UK Biometrics and Forensics Ethics group finally reports concerns with government plans
The UK government has released the first annual report from the Biometrics and Forensic Ethics Group (BFEG) two years later than it was initially planned, according to The Register.
The BFEG was asked to provide feedback on the Forensic Information Databases Service Strategy Board, previously known as the National DNA Database Strategy Board, as well as the Home Office Biometrics (HOB) program, the Review of Custody Images, and the Retention of custody images, DNA profiles and fingerprints from convicted persons until they are 100 years old, the National Law Enforcement Data Programme (NLEDP), and Prüm, a European Union (EU) Directive that authorized the exchange of DNA, fingerprints and vehicle registration data between member states.
The group identified several potential problems with the HOB, such as the risk and complexity of transferring data between systems, how combining datasets would increase access to information beyond the intended scope, the sensitivity of metadata, and the risk that checks will be skipped to meet tight deadlines. The report also recommends that the aggregation of data, and potential interaction between the HOB program, NLEDP, Emergency Services Network and Automatic Number Plate Recognition system be studied further.
UK’s Home Office has budgeted £842 million (US$1 billion) for the Biometrics program which addresses DNA, fingerprint identification, and facial recognition associated with millions of people. It has attracted a lot of criticism for not clearly explaining the procedure, the outcome, and whether certain information will be deleted from the database. At the time, the institution was accused by Gizmodo that it was “granting itself the right to end anonymity,” following an expansion proposal.

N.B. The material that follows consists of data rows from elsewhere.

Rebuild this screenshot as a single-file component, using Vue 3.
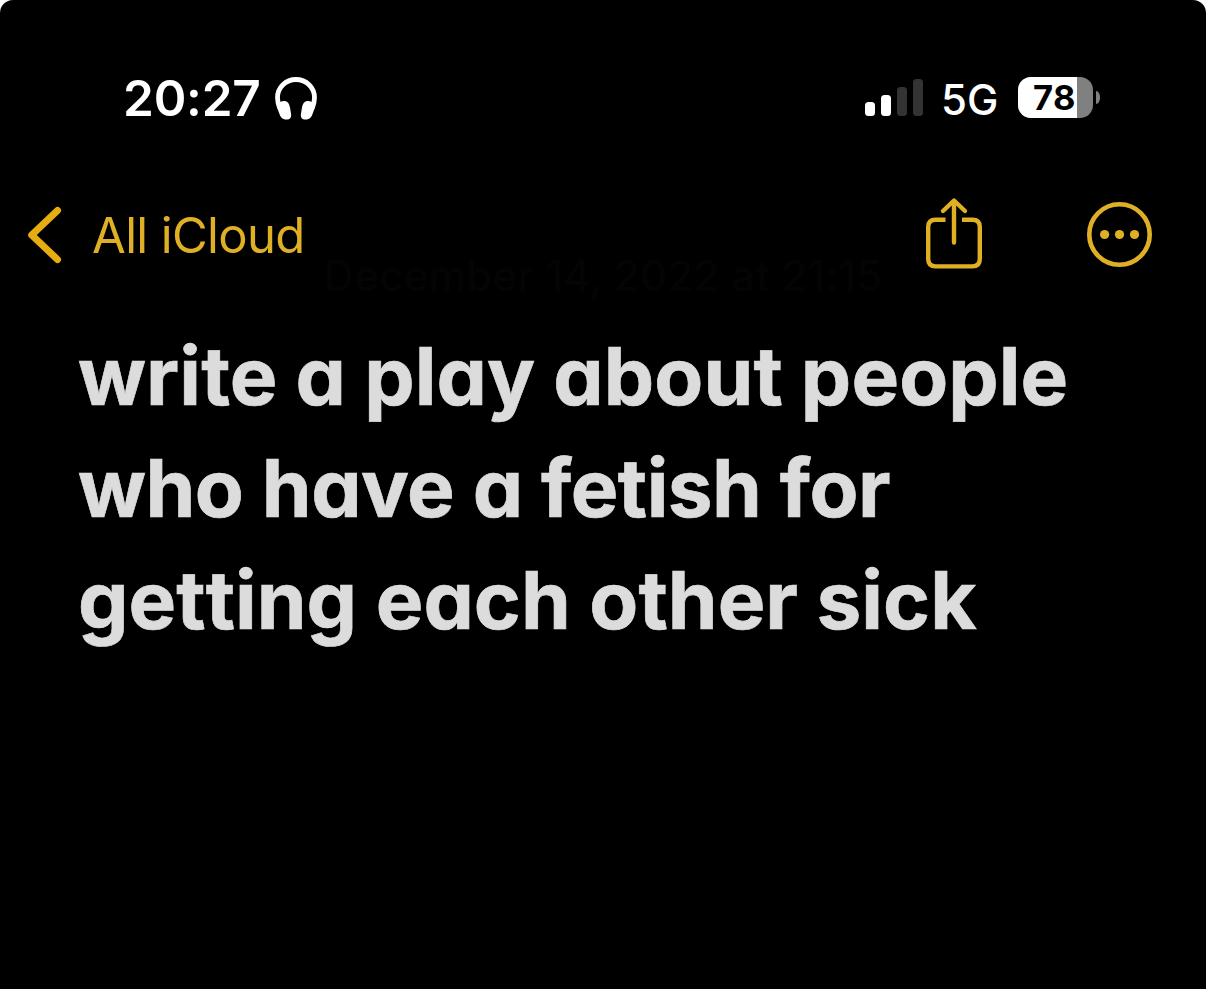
<template>
  <main class="screen">
    <header class="statusBar">
      <span class="time">{{ time }}</span>
      <svg class="headphones" width="42" height="44" viewBox="0 0 42 44">
        <path d="M5 31C3.200 27.500 2.500 24.500 2.500 20.800C2.500 10.500 10.800 2.500 21 2.500S39.500 10.500 39.500 20.800C39.500 24.500 38.800 27.500 37 31" fill="none" stroke="#fff" stroke-width="4.800" />
        <path d="M3 27C4.500 25 6.500 24 9 24C12.500 24 14.300 26.500 15.100 31L16 36.500C16.700 40.500 15 42.500 11.500 42.500C8 42.500 5.800 41 4.500 37L1.500 29Z" fill="#fff" />
        <path d="M39 27C37.500 25 35.500 24 33 24C29.500 24 27.700 26.500 26.900 31L26 36.500C25.300 40.500 27 42.500 30.500 42.500C34 42.500 36.200 41 37.500 37L40.500 29Z" fill="#fff" />
      </svg>
      <div class="signal">
        <i v-for="(h, i) in bars" :key="i" :class="['bar', i < strength ? 'on' : '']" :style="{ height: h + 'px' }"></i>
      </div>
      <span class="network">5G</span>
      <div class="battery">
        <div class="level" :style="{ width: battery + '%' }"></div>
        <span class="percent">{{ battery }}</span>
      </div>
      <i class="nub"></i>
    </header>

    <nav class="navBar">
      <button class="back">
        <svg width="35" height="58" viewBox="0 0 35 58">
          <path d="M30.500 4.500L4.700 29L30.500 53.500" fill="none" stroke="#e6ad10" stroke-width="7" stroke-linecap="round" stroke-linejoin="round" />
        </svg>
        <span class="backText">All iCloud</span>
      </button>
      <button class="share">
        <svg width="58" height="72" viewBox="0 0 58 72" fill="none" stroke="#e0b024" stroke-width="4.400">
          <path d="M20.500 22.800H10.500Q3.200 22.800 3.200 30.100V62.100Q3.200 69.400 10.500 69.400H47.500Q54.800 69.400 54.800 62.100V30.100Q54.800 22.800 47.500 22.800H37" />
          <path d="M29 45.500V4.500M18 14L29 3.500L40 14" stroke-linecap="round" stroke-linejoin="round" />
        </svg>
      </button>
      <button class="more">
        <svg width="66" height="66" viewBox="0 0 66 66" fill="#e0b024">
          <circle cx="33.500" cy="33.500" r="30.200" fill="none" stroke="#e0b024" stroke-width="4.600" />
          <circle cx="18.600" cy="33.500" r="4.600" />
          <circle cx="33.500" cy="33.500" r="4.600" />
          <circle cx="48.500" cy="33.500" r="4.600" />
        </svg>
      </button>
    </nav>

    <p class="date">December 14, 2022 at 21:15</p>
    <h1 class="note">
      <span v-for="line in lines" :key="line" class="line">{{ line }}</span>
    </h1>
  </main>
</template>

<script setup>
import { ref } from "vue";

const time = ref("20:27");
const battery = ref(78);
// signal bars: heights and how many are lit
const bars = [14, 21, 29, 37];
const strength = ref(2);

const lines = [
  "write a play about people",
  "who have a fetish for",
  "getting each other sick",
];
</script>

<style>
body {
  background: #fff;
}
</style>

<style scoped>
.screen {
  width: 1206px;
  height: 989px;
  box-sizing: border-box;
  overflow: hidden;
  padding-top: 77px;
  border-radius: 13px 13px 0 0;
  background: #000;
  color: #fff;
  font-family: Inter, "Liberation Sans", sans-serif;
}
/* status bar */
.statusBar {
  display: flex;
  height: 44px;
  padding-left: 123px;
}
.time {
  width: 152px;
  font-size: 49.5px;
  font-weight: 600;
  line-height: 43px;
  letter-spacing: -0.2px;
  white-space: nowrap;
}
.headphones {
  margin-right: 548px;
  flex-shrink: 0;
}
.signal {
  display: flex;
  align-items: flex-end;
  gap: 6px;
  width: 58px;
  height: 39px;
}
.bar {
  width: 10px;
  border-radius: 3.5px;
  background: #333;
}
.bar.on {
  background: #fff;
}
.network {
  width: 77px;
  margin-left: 18px;
  font-size: 42px;
  font-weight: 500;
  line-height: 46px;
}
.battery {
  display: flex;
  position: relative;
  width: 75px;
  height: 41px;
  border-radius: 13px;
  overflow: hidden;
  background: #808080;
}
.level {
  background: #fff;
}
.percent {
  position: absolute;
  left: 15px;
  top: 0;
  color: #000;
  font-size: 34.5px;
  font-weight: 700;
  line-height: 42px;
  letter-spacing: 0.5px;
}
.nub {
  width: 4px;
  height: 13px;
  margin: 14px 0 0 3px;
  border-radius: 0 4px 4px 0 / 0 6px 6px 0;
  background: #808080;
}
/* navigation */
.navBar {
  display: flex;
  height: 72px;
  margin-top: 76px;
  padding-left: 27px;
}
button {
  display: flex;
  padding: 0;
  border: none;
  background: none;
  color: #e0b024;
  font-family: inherit;
  cursor: pointer;
}
.back {
  width: 898px;
  padding-top: 9px;
}
.backText {
  margin-left: 30px;
  font-size: 49px;
  font-weight: 400;
  line-height: 60px;
  letter-spacing: -0.65px;
}
.share {
  width: 161px;
}
.more {
  padding-top: 4px;
}
/* note */
.date {
  height: 50px;
  margin: -18px 0 0;
  text-align: center;
  color: #040404;
  font-size: 42px;
  font-weight: 500;
  line-height: 50px;
  letter-spacing: 0.3px;
}
.note {
  margin: 19px 0 0 78px;
  color: #dcdcdc;
  font-size: 80px;
  font-weight: 700;
  line-height: 112px;
  font-feature-settings: "cv11";
  -webkit-text-stroke: 0.7px #dcdcdc;
}
.line {
  display: block;
  white-space: nowrap;
  letter-spacing: 0.1px;
  word-spacing: -1px;
}
.line:nth-child(2) {
  letter-spacing: -0.5px;
  word-spacing: 0;
}
.line:nth-child(3) {
  letter-spacing: 0.05px;
  word-spacing: -0.5px;
  font-kerning: none;
}
</style>
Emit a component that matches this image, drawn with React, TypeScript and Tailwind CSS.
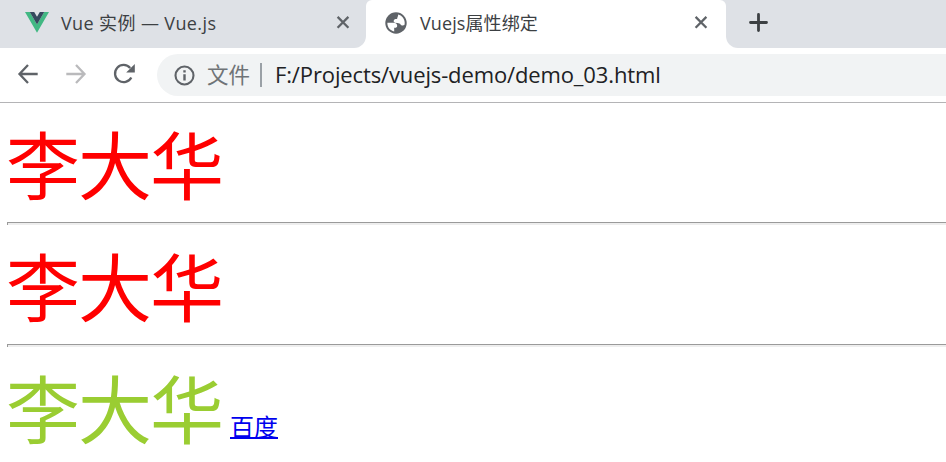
import React from 'react';

const ui = 'font-["Open_Sans","Noto_Sans_CJK_SC",sans-serif]';
const cjk = 'font-["Noto_Sans_CJK_SC",sans-serif]';

function Close() {
  return (
    <svg width="14" height="14" viewBox="0 0 14 14" className="shrink-0" fill="none" stroke="#5f6368" strokeWidth="2.3">
      <path d="M1.6 .9 12.4 11.7M12.4 .9 1.6 11.7" />
    </svg>
  );
}

function VueLogo() {
  return (
    <svg width="24" height="21" viewBox="0 0 24 21" className="shrink-0">
      <path d="M0 0H4.8L12 12.4 19.2 0H24L12 20.7Z" fill="#41b883" />
      <path d="M4.8 0H9.2L12 4.8 14.8 0H19.2L12 12.4Z" fill="#35495e" />
    </svg>
  );
}

function Globe() {
  return (
    <svg width="22" height="22" viewBox="0 0 22 22" className="shrink-0">
      <circle cx="11" cy="11" r="10.700" fill="#5f6368" />
      <path d="M2.400 10.800H8.500c2.200 0 3.700 1.100 3.700 2.900 0 1.300-.9 2.100-2.200 2.100H9.200v3.600C5.200 18.700 2.100 15.200 2.400 10.800z" fill="#fff" />
      <path d="M13 2.500c3.900.9 6.700 4.300 6.700 8.300 0 .9-.1 1.600-.3 2.300-.8.500-1.700.6-2.600.3-1.200-.4-1.300-1.600-2.500-1.900-2-.5-5.100-.2-5.600-2-.3-1.200.6-2.300 1.900-2.600h1.200c.9-.3.4-1.600 1-2.300.4-.5.400-1.200.2-2.100z" fill="#fff" />
    </svg>
  );
}

function TabStrip() {
  return (
    <div className="flex h-12 bg-white">
      <div className="flex h-12 w-[366px] items-center rounded-br-[12px] bg-[#dee1e6] pr-4 pb-[3px] pl-[25px]">
        <VueLogo />
        <span className={`${ui} ml-3 flex-1 whitespace-nowrap pt-px text-[18px] tracking-[0.38px] text-[#3c4043]`}>Vue 实例 — Vue.js</span>
        <Close />
      </div>
      <div className="w-[360px] bg-[linear-gradient(#dee1e6_0_8px,#fff_8px)]">
        <div className="flex h-12 items-center rounded-t-[6px] bg-white pr-[18px] pb-[3px] pl-[19px]">
          <Globe />
          <span className={`${ui} ml-[13px] flex-1 whitespace-nowrap pt-px text-[18px] tracking-[0.1px] text-[#3c4043]`}>Vuejs属性绑定</span>
          <Close />
        </div>
      </div>
      <div className="flex flex-1 items-center rounded-bl-[12px] bg-[#dee1e6] pb-1 pl-[23px]">
        <svg width="19" height="19" viewBox="0 0 19 19" fill="none" stroke="#3c4043" strokeWidth="2.8" strokeLinecap="round">
          <path d="M9.500 1.500v16M1.500 9.500h16" />
        </svg>
      </div>
    </div>
  );
}

function Toolbar() {
  return (
    <div className="flex h-[55px] items-start border-b border-[#b4b4b6] bg-white pt-[6px]">
      <div className="flex h-[42px] w-[157px] items-center pb-[2px] pl-[17px]">
        <svg width="22" height="22" viewBox="0 0 22 22" fill="none" stroke="#5f6368" strokeWidth="2.3">
          <path d="M20.700 11H2.500M11 2 2.500 11 11 20" />
        </svg>
        <svg width="22" height="22" viewBox="0 0 22 22" fill="none" stroke="#bababc" strokeWidth="2.300" className="ml-[26px]">
          <path d="M1.300 11h18.200M11 2l8.500 9-8.500 9" />
        </svg>
        <svg width="22" height="22" viewBox="0 0 22 22" className="ml-[26px]">
          <path d="M18.300 14.500A8.600 8.600 0 1 1 17.200 5" fill="none" stroke="#5f6368" strokeWidth="2.300" />
          <path d="M21.800 1v8.600h-8.600Z" fill="#5f6368" />
        </svg>
      </div>
      <div className="flex h-[42px] flex-1 items-center rounded-l-full bg-[#f1f3f4] pl-[17px]">
        <svg width="21" height="21" viewBox="0 0 21 21" fill="none" stroke="#5f6368" strokeWidth="2.100">
          <circle cx="10.500" cy="10.500" r="9" />
          <path d="M10.500 9.300v6.200M10.500 5.300v2.300" strokeWidth="2.400" />
        </svg>
        <span className={`${cjk} ml-3 w-[53px] whitespace-nowrap pb-[3px] text-[21.500px] leading-[30px] text-[#6f7377]`}>文件</span>
        <div className="h-6 w-[2px] bg-[#9aa0a6]" />
        <span className={`${ui} ml-[13px] whitespace-nowrap pb-[2px] text-[22px] leading-[30px] tracking-[-0.13px] text-[#202124]`}>F:/Projects/vuejs-demo/demo_03.html</span>
      </div>
    </div>
  );
}

function Rule() {
  return <div className="h-[3px] border-t border-l border-t-[#9a9a9a] border-l-[#9a9a9a] bg-[#eeeeee]" />;
}

export default function App() {
  return (
    <div className="h-[462px] w-[946px] overflow-hidden bg-white">
      <TabStrip />
      <Toolbar />
      <div className={`${cjk} pl-[7px]`}>
        <div className="-indent-px h-[119px] pt-[9px] text-[74px] leading-[100px] tracking-[-2px] text-[#ff0000]">李大华</div>
        <Rule />
        <div className="-indent-px h-[119px] pt-[9px] text-[74px] leading-[100px] tracking-[-2px] text-[#ff0000]">李大华</div>
        <Rule />
        <div className="flex items-baseline gap-[7px] pt-[9px]">
          <span className="-indent-px text-[74px] leading-[100px] tracking-[-2px] text-[#9acd32]">李大华</span>
          <a href="#" className="relative -top-[2px] ml-px text-[24px] text-[#0000ee] underline decoration-2 underline-offset-1">百度</a>
        </div>
      </div>
    </div>
  );
}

Last month, it was announced that Mastek would develop applications and provide support for the biometrics program, while WorldReach signed a multi-million-pound contract with the Home Office for biometric digital onboarding. The Home Office chose Leidos to run a project valued at some £300 million (roughly $388 million) which entails modernizing the country’s national biometrics systems used by law enforcement, immigration services, and border security.
The report provides guidelines such as organizing a public meeting to hear the people’s opinions regarding how custody images are kept and used, as well as their opinions on creating a national Y-STR database that would be used by the police to predict characteristics, and informing the public about law enforcement’s plans to run facial recognition trials without generating watch lists or secretly collecting data.
The Register reached out to the BFEG to understand why the 2017 report was published at the end of 2019.
According to Chair Mark Watson-Grandy: “The report covers a period of transition for the group during which it expanded from the National DNA Database Ethics Group to the Biometrics and Forensic Ethics Group. The change was associated with an increased remit from the consideration of ethical issues in the use of DNA to the ethical impact of the capture, retention and use of all biometric identifiers including, but not limited to; DNA; facial recognition; fingerprints; and footwear.”
He further added that “(t)ransition of the group and turnover of staff has delayed the publication of this report. The second annual report from the Biometrics and Forensic Ethics Group will be published once parliament returns and will provide an update on the recommendations given in the 2017 report.”